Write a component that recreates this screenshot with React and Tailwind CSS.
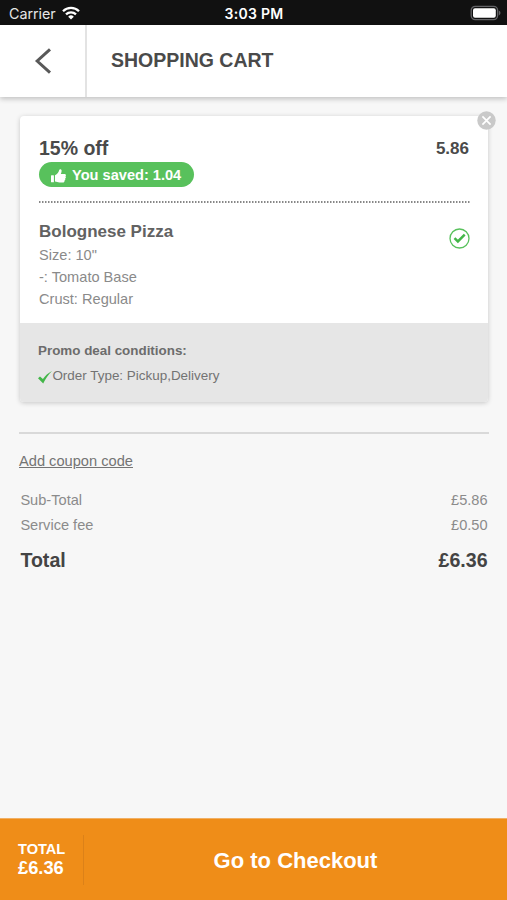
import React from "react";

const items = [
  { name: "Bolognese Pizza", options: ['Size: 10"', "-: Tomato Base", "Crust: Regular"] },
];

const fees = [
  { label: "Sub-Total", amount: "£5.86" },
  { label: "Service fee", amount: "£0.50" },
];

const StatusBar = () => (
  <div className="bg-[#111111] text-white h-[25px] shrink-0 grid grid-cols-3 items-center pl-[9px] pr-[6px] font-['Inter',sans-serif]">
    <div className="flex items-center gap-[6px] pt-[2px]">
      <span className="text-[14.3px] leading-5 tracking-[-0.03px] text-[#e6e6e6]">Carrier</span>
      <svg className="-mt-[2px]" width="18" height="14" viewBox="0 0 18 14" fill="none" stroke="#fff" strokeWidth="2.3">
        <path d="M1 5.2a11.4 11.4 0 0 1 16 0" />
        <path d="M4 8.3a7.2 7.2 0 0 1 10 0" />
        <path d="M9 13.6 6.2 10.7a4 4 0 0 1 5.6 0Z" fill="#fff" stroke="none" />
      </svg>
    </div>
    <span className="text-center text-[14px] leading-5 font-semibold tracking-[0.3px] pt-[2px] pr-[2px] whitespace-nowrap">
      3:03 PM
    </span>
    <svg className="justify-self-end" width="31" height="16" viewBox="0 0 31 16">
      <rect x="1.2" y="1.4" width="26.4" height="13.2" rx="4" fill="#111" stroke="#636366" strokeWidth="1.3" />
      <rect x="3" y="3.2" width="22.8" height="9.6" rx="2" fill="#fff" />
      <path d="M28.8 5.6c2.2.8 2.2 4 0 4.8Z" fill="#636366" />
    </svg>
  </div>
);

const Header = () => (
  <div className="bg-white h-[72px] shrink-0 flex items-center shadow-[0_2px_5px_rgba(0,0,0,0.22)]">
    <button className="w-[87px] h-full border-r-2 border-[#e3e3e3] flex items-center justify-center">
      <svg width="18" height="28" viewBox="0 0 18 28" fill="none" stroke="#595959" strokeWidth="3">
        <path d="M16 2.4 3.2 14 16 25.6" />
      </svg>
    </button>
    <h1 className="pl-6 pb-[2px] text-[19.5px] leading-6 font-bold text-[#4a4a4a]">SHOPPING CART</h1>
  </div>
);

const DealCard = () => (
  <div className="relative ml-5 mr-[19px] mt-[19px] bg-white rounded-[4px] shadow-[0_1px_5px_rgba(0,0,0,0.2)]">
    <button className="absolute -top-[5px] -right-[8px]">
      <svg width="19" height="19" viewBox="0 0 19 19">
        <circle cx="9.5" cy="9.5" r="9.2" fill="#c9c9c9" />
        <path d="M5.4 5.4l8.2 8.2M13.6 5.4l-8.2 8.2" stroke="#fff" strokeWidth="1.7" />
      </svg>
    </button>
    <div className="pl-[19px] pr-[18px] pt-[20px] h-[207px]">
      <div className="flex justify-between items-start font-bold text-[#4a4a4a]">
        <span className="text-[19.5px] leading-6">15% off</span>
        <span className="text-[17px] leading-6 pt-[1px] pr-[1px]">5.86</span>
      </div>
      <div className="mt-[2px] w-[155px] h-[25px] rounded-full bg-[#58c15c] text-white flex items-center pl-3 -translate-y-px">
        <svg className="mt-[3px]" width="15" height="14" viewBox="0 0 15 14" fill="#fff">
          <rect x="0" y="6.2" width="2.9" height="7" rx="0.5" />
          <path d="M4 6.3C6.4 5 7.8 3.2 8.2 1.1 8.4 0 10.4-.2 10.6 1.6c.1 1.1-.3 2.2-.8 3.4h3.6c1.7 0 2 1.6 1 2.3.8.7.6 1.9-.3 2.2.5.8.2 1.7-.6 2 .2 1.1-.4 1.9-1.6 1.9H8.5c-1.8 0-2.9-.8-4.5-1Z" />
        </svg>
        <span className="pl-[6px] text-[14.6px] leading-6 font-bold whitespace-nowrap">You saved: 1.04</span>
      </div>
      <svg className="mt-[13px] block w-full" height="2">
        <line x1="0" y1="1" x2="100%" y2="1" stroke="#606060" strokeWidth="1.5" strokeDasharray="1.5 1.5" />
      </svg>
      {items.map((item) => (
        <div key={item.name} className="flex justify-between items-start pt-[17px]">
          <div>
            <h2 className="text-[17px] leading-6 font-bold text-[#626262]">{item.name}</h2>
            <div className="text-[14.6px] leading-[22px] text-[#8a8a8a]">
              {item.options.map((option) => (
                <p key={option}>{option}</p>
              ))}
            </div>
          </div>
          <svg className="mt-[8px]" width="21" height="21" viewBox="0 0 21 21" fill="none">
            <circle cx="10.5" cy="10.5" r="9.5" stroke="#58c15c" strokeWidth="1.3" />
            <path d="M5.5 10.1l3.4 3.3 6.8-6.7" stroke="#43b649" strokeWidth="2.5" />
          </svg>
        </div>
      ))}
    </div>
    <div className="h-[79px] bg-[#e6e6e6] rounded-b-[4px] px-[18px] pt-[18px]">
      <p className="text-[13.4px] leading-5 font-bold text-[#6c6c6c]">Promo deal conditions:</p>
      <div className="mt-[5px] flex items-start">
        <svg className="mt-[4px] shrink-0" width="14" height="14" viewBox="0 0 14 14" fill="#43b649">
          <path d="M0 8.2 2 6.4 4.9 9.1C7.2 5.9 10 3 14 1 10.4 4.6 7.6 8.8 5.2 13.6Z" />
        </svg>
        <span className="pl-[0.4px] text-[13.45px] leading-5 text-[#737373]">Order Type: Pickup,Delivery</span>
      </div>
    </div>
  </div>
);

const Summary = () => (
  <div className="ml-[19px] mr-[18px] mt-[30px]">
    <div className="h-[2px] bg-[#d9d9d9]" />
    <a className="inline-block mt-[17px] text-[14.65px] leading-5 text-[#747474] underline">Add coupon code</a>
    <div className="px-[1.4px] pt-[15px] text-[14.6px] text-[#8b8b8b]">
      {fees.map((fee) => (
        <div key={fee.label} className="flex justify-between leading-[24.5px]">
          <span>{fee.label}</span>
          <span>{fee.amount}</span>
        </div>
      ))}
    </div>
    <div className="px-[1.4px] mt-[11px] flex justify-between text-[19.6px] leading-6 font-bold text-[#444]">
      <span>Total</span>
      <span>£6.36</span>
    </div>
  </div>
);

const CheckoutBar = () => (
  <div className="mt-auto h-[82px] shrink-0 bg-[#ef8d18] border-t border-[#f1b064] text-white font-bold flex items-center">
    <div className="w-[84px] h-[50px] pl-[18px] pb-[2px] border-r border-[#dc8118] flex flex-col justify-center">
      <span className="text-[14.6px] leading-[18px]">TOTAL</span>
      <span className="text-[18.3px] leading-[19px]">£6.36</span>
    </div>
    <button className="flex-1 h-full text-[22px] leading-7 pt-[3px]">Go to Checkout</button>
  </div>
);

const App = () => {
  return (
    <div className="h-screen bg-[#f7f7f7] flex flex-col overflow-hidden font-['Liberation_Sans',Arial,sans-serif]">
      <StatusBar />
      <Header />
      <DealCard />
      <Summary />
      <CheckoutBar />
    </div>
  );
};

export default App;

TASK TO CARRY OUT: Copy each line above containing the string "React".

THE SOLUTION:
Write a component that recreates this screenshot with React and Tailwind CSS.
import React from "react";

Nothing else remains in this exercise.